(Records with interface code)
____
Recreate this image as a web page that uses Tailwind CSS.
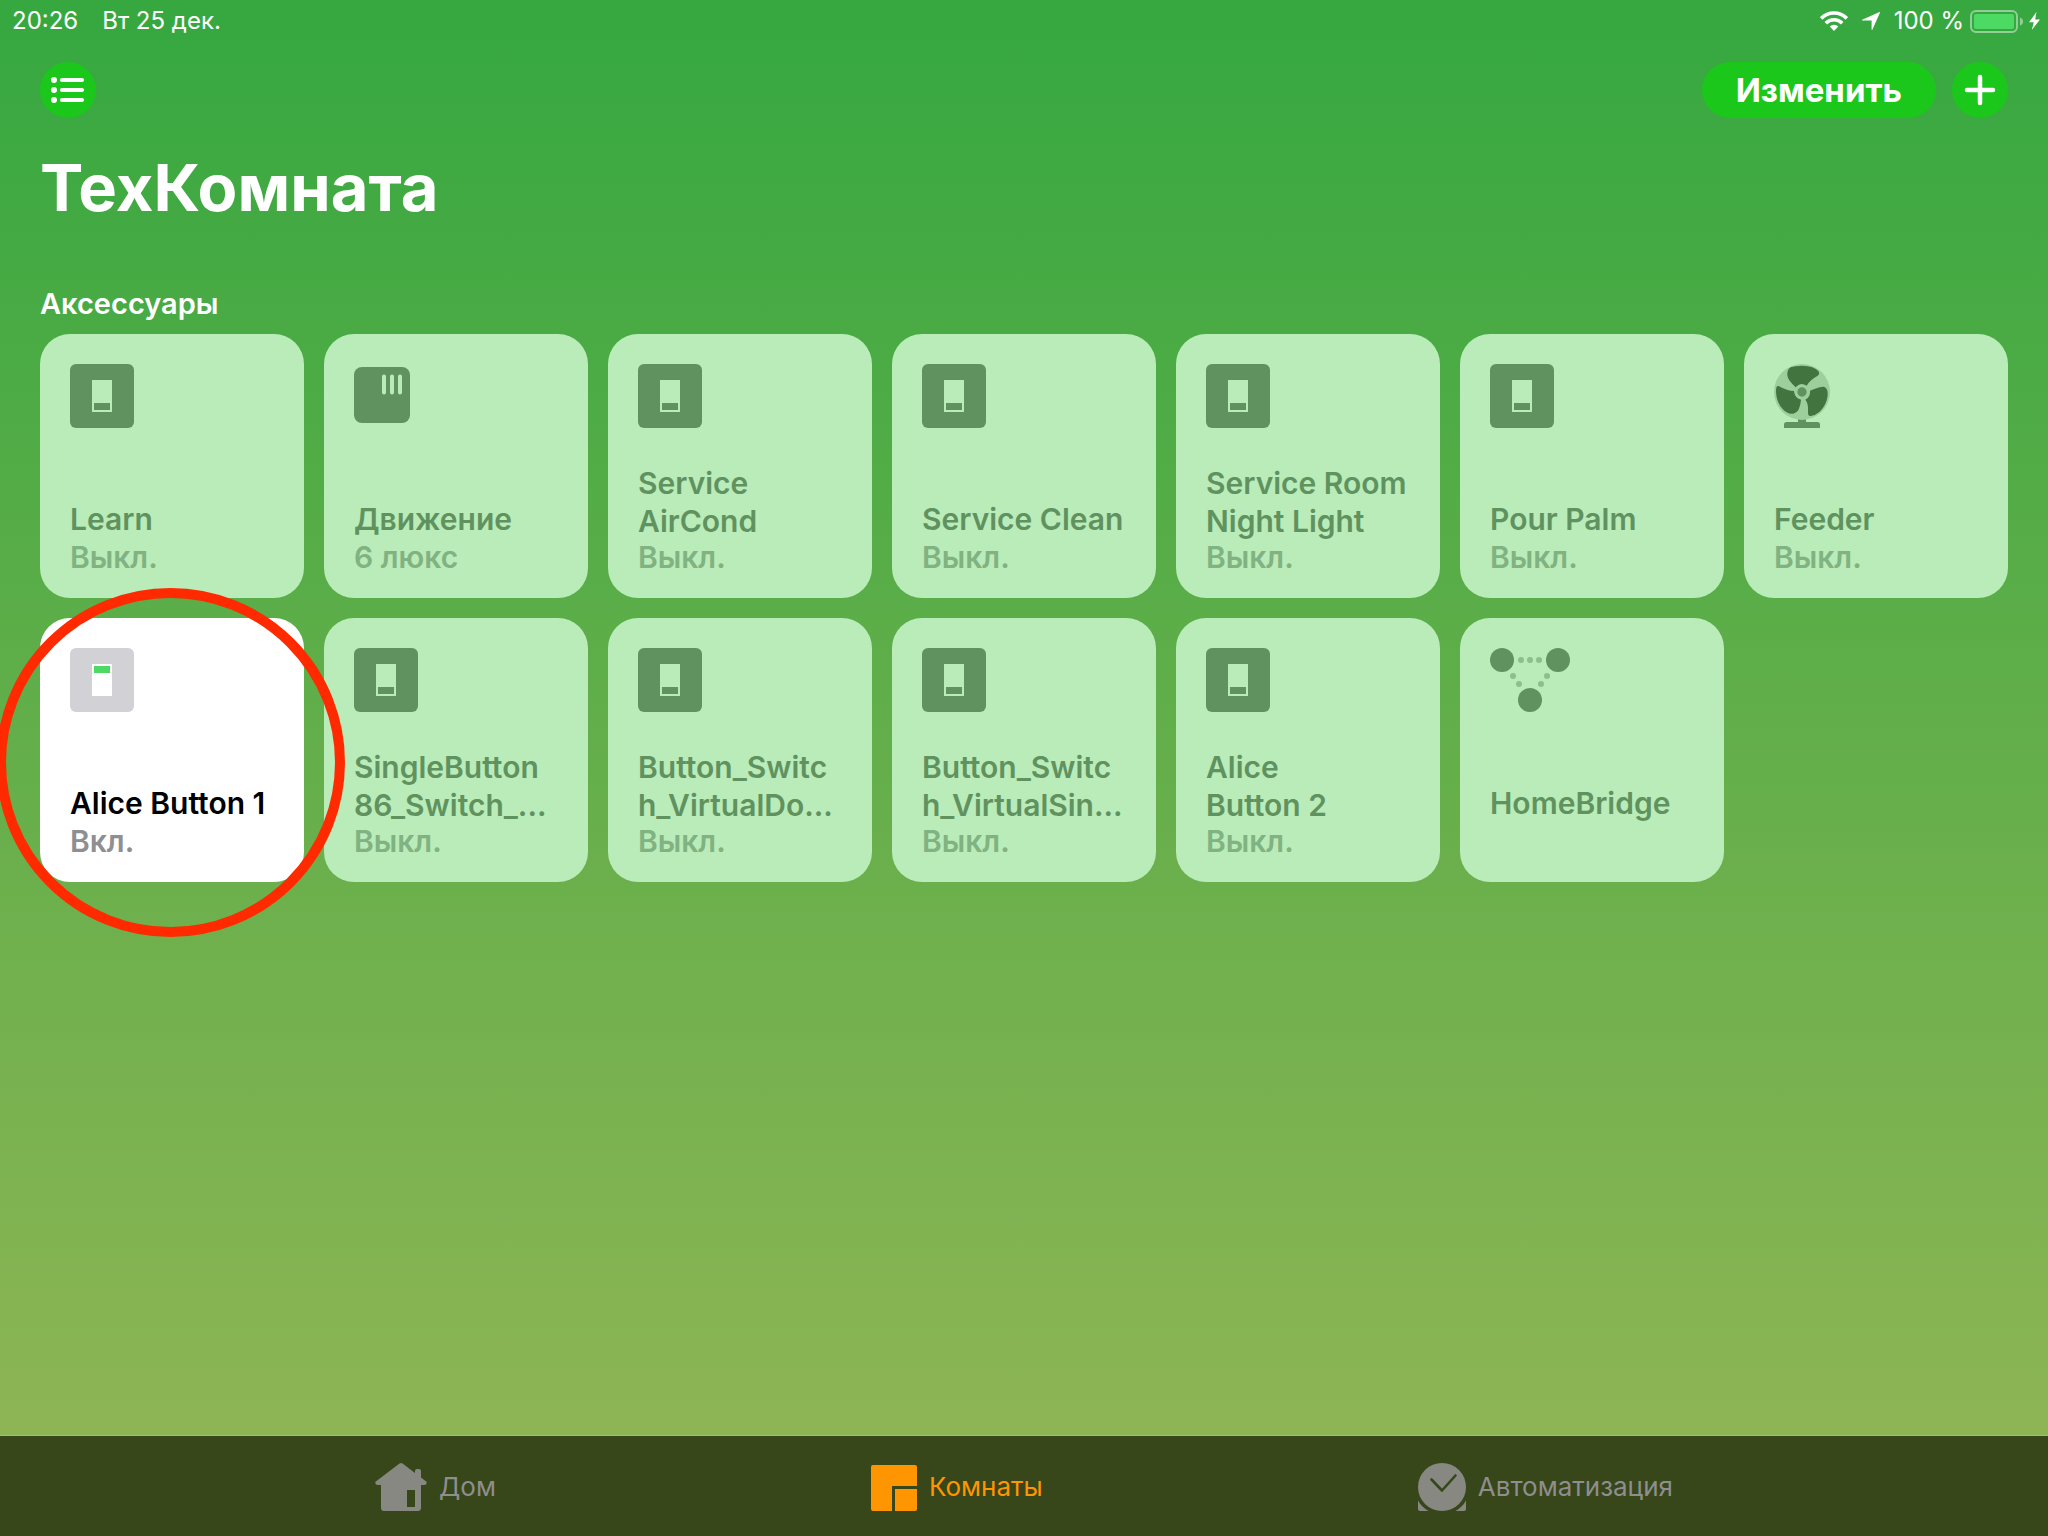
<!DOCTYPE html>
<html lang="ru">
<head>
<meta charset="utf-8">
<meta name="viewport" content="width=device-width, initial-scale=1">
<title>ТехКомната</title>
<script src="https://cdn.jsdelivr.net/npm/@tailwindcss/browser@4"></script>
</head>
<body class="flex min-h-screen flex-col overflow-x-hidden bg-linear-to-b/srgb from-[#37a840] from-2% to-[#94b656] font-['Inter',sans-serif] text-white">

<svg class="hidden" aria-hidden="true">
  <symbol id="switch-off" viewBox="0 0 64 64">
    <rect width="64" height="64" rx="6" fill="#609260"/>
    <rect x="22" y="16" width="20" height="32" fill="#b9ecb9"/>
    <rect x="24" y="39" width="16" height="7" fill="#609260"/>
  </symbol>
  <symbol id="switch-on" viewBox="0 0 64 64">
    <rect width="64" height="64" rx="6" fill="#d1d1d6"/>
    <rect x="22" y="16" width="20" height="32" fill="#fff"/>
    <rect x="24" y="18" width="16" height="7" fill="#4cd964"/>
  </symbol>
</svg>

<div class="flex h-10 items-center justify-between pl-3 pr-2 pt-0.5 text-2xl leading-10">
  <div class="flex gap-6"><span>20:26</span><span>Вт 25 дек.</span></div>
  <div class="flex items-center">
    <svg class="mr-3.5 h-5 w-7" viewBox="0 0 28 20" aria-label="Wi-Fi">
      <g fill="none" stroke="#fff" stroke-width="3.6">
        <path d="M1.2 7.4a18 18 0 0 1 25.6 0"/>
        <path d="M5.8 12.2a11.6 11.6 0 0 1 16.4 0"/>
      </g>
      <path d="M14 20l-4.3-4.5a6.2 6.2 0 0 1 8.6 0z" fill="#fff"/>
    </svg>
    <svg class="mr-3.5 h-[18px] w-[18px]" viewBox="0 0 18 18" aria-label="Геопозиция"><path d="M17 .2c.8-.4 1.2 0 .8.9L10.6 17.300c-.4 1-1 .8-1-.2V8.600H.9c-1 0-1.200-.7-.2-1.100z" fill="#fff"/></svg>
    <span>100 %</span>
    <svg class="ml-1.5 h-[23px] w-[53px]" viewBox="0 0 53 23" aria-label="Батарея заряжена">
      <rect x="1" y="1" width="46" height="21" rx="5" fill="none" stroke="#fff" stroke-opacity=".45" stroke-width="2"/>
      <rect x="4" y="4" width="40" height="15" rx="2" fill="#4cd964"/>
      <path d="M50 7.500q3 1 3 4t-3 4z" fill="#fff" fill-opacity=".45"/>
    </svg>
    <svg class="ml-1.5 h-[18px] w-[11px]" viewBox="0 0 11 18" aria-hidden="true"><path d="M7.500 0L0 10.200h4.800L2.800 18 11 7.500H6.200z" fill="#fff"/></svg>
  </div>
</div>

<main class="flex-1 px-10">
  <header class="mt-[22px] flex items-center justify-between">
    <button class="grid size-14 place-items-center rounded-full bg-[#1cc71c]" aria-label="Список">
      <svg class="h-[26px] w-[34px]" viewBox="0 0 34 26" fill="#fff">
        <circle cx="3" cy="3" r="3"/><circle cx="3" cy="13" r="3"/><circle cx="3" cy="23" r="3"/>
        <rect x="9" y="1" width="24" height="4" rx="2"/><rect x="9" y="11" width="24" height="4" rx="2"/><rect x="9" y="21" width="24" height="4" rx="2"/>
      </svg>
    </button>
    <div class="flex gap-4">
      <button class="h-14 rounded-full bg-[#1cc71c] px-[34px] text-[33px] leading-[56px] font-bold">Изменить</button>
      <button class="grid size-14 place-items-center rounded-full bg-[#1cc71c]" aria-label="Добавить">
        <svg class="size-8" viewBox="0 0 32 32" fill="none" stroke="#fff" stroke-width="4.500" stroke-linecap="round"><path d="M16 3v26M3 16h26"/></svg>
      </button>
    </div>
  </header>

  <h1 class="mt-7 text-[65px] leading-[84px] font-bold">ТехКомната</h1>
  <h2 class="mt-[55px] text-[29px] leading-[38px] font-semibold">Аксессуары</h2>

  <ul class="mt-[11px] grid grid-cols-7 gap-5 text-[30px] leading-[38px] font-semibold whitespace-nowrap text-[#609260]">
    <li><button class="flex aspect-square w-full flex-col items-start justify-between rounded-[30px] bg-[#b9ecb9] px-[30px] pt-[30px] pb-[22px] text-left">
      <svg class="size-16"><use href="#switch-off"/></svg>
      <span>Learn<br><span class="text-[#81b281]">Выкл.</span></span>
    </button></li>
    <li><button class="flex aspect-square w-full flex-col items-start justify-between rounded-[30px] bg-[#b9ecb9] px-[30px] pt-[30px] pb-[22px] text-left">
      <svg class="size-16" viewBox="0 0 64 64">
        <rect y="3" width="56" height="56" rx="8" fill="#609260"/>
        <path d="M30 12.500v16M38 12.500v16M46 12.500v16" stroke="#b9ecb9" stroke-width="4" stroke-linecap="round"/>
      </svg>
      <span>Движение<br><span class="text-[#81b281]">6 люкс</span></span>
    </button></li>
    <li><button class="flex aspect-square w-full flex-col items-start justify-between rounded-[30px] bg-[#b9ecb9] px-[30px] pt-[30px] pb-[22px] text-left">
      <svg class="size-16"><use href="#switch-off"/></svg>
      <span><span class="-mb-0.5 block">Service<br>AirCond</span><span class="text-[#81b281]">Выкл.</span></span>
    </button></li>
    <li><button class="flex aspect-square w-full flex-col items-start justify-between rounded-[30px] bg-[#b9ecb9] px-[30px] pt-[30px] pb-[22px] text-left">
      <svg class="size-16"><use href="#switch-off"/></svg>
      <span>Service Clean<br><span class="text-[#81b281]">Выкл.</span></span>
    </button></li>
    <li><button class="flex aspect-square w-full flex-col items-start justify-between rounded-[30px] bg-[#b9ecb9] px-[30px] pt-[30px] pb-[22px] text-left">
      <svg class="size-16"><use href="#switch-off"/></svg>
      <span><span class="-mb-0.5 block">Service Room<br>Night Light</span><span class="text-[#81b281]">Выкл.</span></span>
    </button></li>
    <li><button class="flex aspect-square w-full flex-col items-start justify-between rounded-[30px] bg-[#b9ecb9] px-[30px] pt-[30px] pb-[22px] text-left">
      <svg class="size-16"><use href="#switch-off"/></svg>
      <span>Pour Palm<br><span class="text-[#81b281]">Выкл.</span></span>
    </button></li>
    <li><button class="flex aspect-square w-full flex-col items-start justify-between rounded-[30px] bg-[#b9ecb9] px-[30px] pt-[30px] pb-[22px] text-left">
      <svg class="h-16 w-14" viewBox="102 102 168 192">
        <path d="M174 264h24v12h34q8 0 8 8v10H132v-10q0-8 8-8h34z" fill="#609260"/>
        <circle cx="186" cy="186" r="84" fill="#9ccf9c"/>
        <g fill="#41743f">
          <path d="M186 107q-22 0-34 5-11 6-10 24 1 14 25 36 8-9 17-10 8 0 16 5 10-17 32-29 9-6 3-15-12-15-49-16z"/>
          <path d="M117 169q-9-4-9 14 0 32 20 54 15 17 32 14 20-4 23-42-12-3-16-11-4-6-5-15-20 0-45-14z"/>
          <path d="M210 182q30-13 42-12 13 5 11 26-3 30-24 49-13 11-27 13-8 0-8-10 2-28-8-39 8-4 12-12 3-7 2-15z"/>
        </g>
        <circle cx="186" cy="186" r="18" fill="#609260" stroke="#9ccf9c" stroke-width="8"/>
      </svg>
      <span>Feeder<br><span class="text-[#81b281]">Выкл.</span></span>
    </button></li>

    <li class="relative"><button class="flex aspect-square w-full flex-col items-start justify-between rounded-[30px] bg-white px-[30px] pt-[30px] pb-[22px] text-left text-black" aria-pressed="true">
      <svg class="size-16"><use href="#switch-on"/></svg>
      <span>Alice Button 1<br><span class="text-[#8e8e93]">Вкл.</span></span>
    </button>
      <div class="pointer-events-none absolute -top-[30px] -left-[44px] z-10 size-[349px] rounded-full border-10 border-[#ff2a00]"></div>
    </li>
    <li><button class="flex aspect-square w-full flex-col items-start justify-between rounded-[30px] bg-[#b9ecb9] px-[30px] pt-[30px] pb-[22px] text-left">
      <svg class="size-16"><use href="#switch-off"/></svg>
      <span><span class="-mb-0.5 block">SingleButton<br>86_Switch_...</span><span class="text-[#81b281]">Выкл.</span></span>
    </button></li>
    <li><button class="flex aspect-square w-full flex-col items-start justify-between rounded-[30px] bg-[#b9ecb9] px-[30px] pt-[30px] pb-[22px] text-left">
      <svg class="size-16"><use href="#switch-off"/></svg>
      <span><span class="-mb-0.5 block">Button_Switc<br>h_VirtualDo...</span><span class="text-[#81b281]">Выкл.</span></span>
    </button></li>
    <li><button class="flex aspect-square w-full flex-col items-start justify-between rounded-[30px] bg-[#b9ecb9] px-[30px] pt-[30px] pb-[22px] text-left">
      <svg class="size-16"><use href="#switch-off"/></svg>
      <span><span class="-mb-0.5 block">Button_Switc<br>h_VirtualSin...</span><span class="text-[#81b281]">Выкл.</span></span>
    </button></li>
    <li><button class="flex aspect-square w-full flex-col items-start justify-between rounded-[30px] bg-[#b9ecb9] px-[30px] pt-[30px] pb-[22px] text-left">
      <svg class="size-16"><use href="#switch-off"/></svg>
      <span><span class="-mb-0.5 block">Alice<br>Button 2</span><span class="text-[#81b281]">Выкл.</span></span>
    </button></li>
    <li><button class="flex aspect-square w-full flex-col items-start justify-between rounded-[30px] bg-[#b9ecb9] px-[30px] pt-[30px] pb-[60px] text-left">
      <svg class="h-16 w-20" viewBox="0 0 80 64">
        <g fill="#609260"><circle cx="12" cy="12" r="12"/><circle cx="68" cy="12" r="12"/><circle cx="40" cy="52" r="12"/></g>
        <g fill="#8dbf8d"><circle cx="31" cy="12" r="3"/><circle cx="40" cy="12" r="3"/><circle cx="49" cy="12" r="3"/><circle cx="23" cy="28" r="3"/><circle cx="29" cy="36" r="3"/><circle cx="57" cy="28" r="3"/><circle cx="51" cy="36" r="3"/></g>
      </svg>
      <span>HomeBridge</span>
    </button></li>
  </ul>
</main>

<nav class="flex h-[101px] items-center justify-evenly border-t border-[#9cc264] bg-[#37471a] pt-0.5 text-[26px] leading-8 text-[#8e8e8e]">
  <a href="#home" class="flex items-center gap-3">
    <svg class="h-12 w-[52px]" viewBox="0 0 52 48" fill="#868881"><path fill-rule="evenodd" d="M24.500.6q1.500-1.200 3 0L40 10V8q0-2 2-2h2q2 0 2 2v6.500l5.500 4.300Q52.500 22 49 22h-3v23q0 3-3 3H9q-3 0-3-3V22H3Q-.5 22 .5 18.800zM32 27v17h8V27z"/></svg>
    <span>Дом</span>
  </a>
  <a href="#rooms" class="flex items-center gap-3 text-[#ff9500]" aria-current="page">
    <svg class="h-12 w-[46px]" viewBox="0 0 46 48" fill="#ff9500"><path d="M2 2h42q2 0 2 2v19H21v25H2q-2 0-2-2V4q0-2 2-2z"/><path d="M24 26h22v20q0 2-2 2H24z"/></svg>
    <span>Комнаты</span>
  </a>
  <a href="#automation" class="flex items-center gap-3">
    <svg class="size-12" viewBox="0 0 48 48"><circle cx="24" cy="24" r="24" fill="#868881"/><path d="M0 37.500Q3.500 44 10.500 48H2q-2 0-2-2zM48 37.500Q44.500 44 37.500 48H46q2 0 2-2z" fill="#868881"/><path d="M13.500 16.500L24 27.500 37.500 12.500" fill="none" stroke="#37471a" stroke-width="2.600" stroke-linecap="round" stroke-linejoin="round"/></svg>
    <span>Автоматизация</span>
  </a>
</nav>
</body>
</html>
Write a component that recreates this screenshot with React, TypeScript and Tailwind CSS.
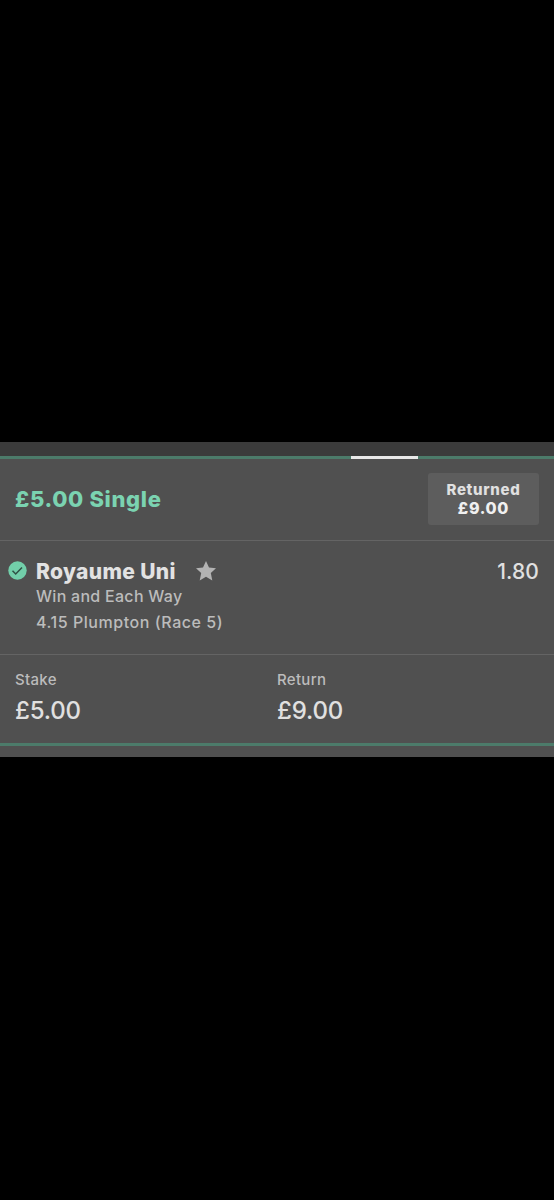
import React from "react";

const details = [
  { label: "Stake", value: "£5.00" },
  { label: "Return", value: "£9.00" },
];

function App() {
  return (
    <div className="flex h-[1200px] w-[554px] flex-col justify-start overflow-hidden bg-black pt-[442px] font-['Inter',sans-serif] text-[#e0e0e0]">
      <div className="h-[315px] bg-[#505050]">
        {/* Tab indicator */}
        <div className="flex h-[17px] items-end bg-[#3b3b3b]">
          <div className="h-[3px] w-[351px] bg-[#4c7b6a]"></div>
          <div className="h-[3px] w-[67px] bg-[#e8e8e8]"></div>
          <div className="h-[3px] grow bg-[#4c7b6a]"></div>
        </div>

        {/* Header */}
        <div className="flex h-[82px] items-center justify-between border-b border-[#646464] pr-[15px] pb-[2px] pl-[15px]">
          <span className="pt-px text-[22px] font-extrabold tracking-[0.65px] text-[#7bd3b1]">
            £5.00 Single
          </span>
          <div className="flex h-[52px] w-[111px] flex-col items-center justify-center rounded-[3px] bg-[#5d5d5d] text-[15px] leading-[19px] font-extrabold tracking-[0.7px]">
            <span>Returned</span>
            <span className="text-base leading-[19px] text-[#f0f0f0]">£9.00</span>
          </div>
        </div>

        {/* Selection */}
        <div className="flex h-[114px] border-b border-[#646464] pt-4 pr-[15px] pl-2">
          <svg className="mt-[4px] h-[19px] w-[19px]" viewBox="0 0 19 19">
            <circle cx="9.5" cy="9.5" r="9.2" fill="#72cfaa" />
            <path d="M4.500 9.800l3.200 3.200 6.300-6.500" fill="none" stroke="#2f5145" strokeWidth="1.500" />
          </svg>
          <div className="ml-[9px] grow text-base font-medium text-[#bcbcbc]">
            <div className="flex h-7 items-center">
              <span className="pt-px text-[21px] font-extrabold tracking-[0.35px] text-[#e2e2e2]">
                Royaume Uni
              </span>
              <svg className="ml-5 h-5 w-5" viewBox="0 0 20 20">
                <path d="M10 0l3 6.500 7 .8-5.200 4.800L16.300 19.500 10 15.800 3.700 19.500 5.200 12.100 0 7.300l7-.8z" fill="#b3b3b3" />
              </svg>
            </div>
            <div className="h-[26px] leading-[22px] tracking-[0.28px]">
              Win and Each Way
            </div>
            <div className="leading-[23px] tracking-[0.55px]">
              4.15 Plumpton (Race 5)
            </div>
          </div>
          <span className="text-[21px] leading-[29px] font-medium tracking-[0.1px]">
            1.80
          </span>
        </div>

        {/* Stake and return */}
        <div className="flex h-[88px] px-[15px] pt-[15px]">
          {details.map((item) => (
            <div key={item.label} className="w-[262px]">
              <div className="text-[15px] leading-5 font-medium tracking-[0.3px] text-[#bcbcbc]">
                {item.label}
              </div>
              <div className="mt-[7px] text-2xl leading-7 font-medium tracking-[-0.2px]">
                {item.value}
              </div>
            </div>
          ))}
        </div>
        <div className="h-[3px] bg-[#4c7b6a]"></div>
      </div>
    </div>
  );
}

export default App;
____
Instruction.
Include the first line of the records, the line containing "min-h-screen flex-col overflow-x-hidden", and every line between them, repeated exactly. Skip the pictures.

Exercise result.
Recreate this image as a web page that uses Tailwind CSS.
<!DOCTYPE html>
<html lang="ru">
<head>
<meta charset="utf-8">
<meta name="viewport" content="width=device-width, initial-scale=1">
<title>ТехКомната</title>
<script src="https://cdn.jsdelivr.net/npm/@tailwindcss/browser@4"></script>
</head>
<body class="flex min-h-screen flex-col overflow-x-hidden bg-linear-to-b/srgb from-[#37a840] from-2% to-[#94b656] font-['Inter',sans-serif] text-white">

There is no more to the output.